I went for a bike ride two days ago for the first time in, oh, 5 years or so. I bought the bike when I started my new faculty development job in Lexington and we found a place about a mile away from my office. The ride was fairly flat, and so we bought a bright red hipster one-speed bike that I could ride. I haven’t really ridden it since, and it’s lived in basements and attics as I lived in places where there was nowhere to bike, or hills too steep, or roads to dangerous, drivers too reckless.

So I got out the bike, as my daughter wanted something else to do, somewhere else to go, even if it was to bike to nowhere. We learned how to change the inner-tube in her back wheel, and we got ready to go, but she decided she didn’t want to anymore, and I had been dreaming of that moment of freedom all day, so went by myself. One-third of the way through the trip, I realized I had been going downhill the entire time. When I turned around, I immediately regretted my route choice. My lungs and legs were burning when I got home.

And it’s been raining ever since.

I used to ride my bike literally everywhere once it was nice enough outside. Spring meant freedom, freedom to ride to the park or the corner store or even endlessly around the block, just to get out of the house. I rode that bike to the pool, first to swim, and then to work. I biked to get to friends’ houses, to get to the movies and to the mall. I brought my bike to Sherbrooke when I moved out of residence to bike to my summer job there, too.

It’s really true that you never forget how to ride a bike. Even if my son swears he can’t, it’s not because he doesn’t remember, but the trauma from breaking his arm so many times has made he fearful of just about any activity that may lead to more broken bones. It’s a shame, too, because he was really good at riding a bike, mastering the two-wheel vehicle before his older sister did. He used to zip around the large, empty church parking lot across from our apartment, flying by, picking up speed, laughing the whole way. Now he insists he give away his bike and swears he will never ride one again.

When we moved here, I didn’t mind giving up our large back yard for the shared small space of a townhouse complex. We had a small porch and that would be enough to sit out and read. Our yard was large and filled with mosquitos and the kids never wanted to “play” in the yard anymore, so why did we need it and pay for someone to come and mow it? I didn’t think I would miss it, but now I do, to have my own space to be outside, to have a fire pit, to BBQ, to just be. I would be probably setting up our out building as an office right now, laying ethernet cable from the basement router to there for internet, extension cord for power.

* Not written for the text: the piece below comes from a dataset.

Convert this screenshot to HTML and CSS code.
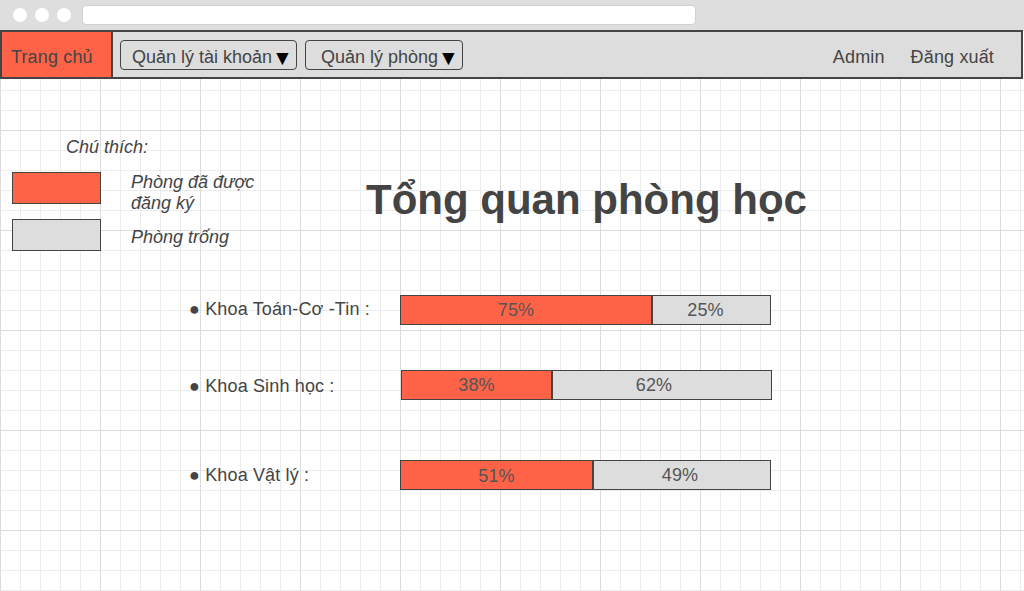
FILE: index.html
```html
<!DOCTYPE html>
<html lang="vi">
<head>
<meta charset="utf-8">
<title>Tổng quan phòng học</title>
<link rel="stylesheet" href="styles.css">
</head>
<body>
<div class="chrome">
  <span class="dot"></span><span class="dot"></span><span class="dot"></span>
  <div class="address"></div>
</div>
<div class="page">
  <nav class="navbar">
    <a class="home">Trang chủ</a>
    <button class="menu menu-account">Quản lý tài khoản<span class="caret">▼</span></button>
    <button class="menu menu-room">Quản lý phòng<span class="caret">▼</span></button>
    <div class="nav-right">
      <a class="nav-link">Admin</a>
      <a class="nav-link">Đăng xuất</a>
    </div>
  </nav>

  <div class="top">
    <div class="legend">
      <div class="legend-title">Chú thích:</div>
      <div class="legend-item item-booked">
        <span class="swatch swatch-booked"></span>
        <span class="legend-text">Phòng đã được đăng ký</span>
      </div>
      <div class="legend-item item-free">
        <span class="swatch swatch-free"></span>
        <span class="legend-text">Phòng trống</span>
      </div>
    </div>
    <h1 class="title">Tổng quan phòng học</h1>
  </div>

  <div class="stats">
    <div class="stat stat-1">
      <span class="stat-label">● Khoa Toán-Cơ -Tin :</span>
      <div class="bar">
        <span class="seg seg-booked seg-left" style="width:252px">75%</span>
        <span class="seg seg-free">25%</span>
      </div>
    </div>
    <div class="stat stat-2">
      <span class="stat-label">● Khoa Sinh học :</span>
      <div class="bar bar-shift">
        <span class="seg seg-booked" style="width:151px">38%</span>
        <span class="seg seg-free seg-free-wide">62%</span>
      </div>
    </div>
    <div class="stat stat-3">
      <span class="stat-label">● Khoa Vật lý :</span>
      <div class="bar">
        <span class="seg seg-booked seg-low" style="width:193px">51%</span>
        <span class="seg seg-free seg-free-narrow">49%</span>
      </div>
    </div>
  </div>
</div>
</body>
</html>
```

FILE: styles.css
```css
html, body {
  margin: 0;
  padding: 0;
}

body {
  width: 1024px;
  height: 591px;
  overflow: hidden;
  font-family: "Liberation Sans", Arial, sans-serif;
  color: #444;
  background: #fff;
}

.chrome {
  height: 30px;
  background: #dedede;
  display: flex;
  align-items: center;
  padding-left: 13px;
  box-sizing: border-box;
}

.dot {
  width: 14px;
  height: 14px;
  border-radius: 50%;
  background: #fff;
  margin-right: 8px;
}

.address {
  margin-left: 3px;
  width: 614px;
  height: 20px;
  box-sizing: border-box;
  background: #fff;
  border: 1px solid #d0d0d0;
  border-radius: 4px;
  margin-top: -1px;
}

.page {
  height: 561px;
  background-color: #fff;
  background-image:
    linear-gradient(to right, #dcdcdc 1px, transparent 1px),
    linear-gradient(to bottom, #dcdcdc 1px, transparent 1px),
    linear-gradient(to right, #ececec 1px, transparent 1px),
    linear-gradient(to bottom, #ececec 1px, transparent 1px);
  background-size: 100px 100px, 100px 100px, 20px 20px, 20px 20px;
}

.navbar {
  width: 1023px;
  height: 49px;
  box-sizing: border-box;
  border: 2px solid #444;
  background: #dddddd;
  display: flex;
  align-items: center;
  font-size: 18px;
}

.home {
  align-self: stretch;
  width: 111px;
  box-sizing: border-box;
  padding: 6px 0 0 9px;
  background: #ff6347;
  border-right: 2px solid #444;
  display: flex;
  align-items: center;
  color: #444;
  letter-spacing: 0.15px;
}

.menu {
  height: 30px;
  box-sizing: border-box;
  border: 1px solid #444;
  border-radius: 4px;
  background: transparent;
  font-family: inherit;
  font-size: 18px;
  color: #444;
  display: flex;
  align-items: center;
  padding: 5px 3px 0 11px;
  margin-top: 1px;
}

.menu-account {
  margin-left: 7px;
}

.menu-room {
  margin-left: 8px;
  padding-left: 15px;
}

.caret {
  color: #000;
  font-size: 21px;
  line-height: 1;
  margin: -1px 0 0 0;
}

.nav-right {
  margin-left: auto;
  display: flex;
  gap: 26px;
  padding: 6px 27px 0 0;
  letter-spacing: 0.15px;
}

.nav-link {
  color: #444;
}

.top {
  display: grid;
  grid-template-columns: 366px auto;
  margin-top: 58px;
}

.legend {
  font-style: italic;
  font-size: 18px;
  line-height: 21px;
}

.legend-title {
  margin-left: 66px;
}

.legend-item {
  display: flex;
  align-items: flex-start;
  gap: 30px;
  margin-left: 12px;
}

.item-booked {
  margin-top: 14px;
}

.item-free {
  margin-top: 5px;
}

.swatch {
  width: 89px;
  height: 32px;
  box-sizing: border-box;
  border: 1px solid #444;
  flex: none;
}

.swatch-booked {
  background: #ff6347;
}

.swatch-free {
  background: #dddddd;
}

.legend-text {
  width: 140px;
}

.item-free .legend-text {
  padding-top: 8px;
}

.title {
  margin: 39px 0 0 0;
  font-size: 42px;
  line-height: 48px;
  font-weight: bold;
  color: #444;
}

.stats {
  margin-left: 189px;
  font-size: 18px;
  letter-spacing: 0.15px;
}

.stat {
  display: flex;
  align-items: center;
}

.stat-1 {
  margin-top: 44px;
}

.stat-2 {
  margin-top: 45px;
}

.stat-3 {
  margin-top: 60px;
}

.stat-label {
  width: 211px;
  flex: none;
  padding-top: 2px;
}

.stat-1 .stat-label {
  margin-top: -4px;
}

.stat-3 .stat-label {
  padding-top: 0;
}

.bar {
  width: 371px;
  height: 30px;
  box-sizing: border-box;
  border: 1px solid #444;
  display: flex;
}

.bar-shift {
  margin-left: 1px;
}

.seg {
  display: flex;
  align-items: center;
  justify-content: center;
  color: #555;
  font-size: 18px;
  box-sizing: border-box;
}

.seg-booked {
  background: #ff6347;
  border-right: 2px solid #444;
  flex: none;
}

.seg-left {
  padding-right: 20px;
}

.seg-low {
  padding-top: 3px;
}

.seg-free {
  flex: 1;
  background: #dddddd;
  padding-right: 12px;
}

.seg-free-wide {
  padding-right: 16px;
}

.seg-free-narrow {
  padding-right: 4px;
}
```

I see pictures of people playing in their yards and I realize I miss having a yard. I miss knowing a neighborhood well enough that I knew what routes to bike if I wanted to avoid steep climbs. I miss knowing where the trails are and the having a space where the kids could go, if only so they could get some fresh air and leave the house quiet, if only for a moment. Maybe I’d feel less bad about letting them be on their devices all day, every day, with breaks to walk the dog. I have to force them to eat, for goodness sakes.

I see pictures of neighbors on the front porch waving to each other from across the street, and we can’t do that because all of our porches are too close to one another, and so we look out our doors before going out to make sure we don’t run into anyone by accident. It’s the right thing to do, but it feels awkward and paranoid and not like a community should feel like, even if it is the communal thing to do in this situation.

The sun has come out, and I want to ride my bike again, burning lungs and legs be damned. I want to bake some bread again because its something I can control. I want to feel like I’m part of a community again, even if it only that I can leave our place to walk the dog or take out the trash and not feel like I’m violating someone else’s space.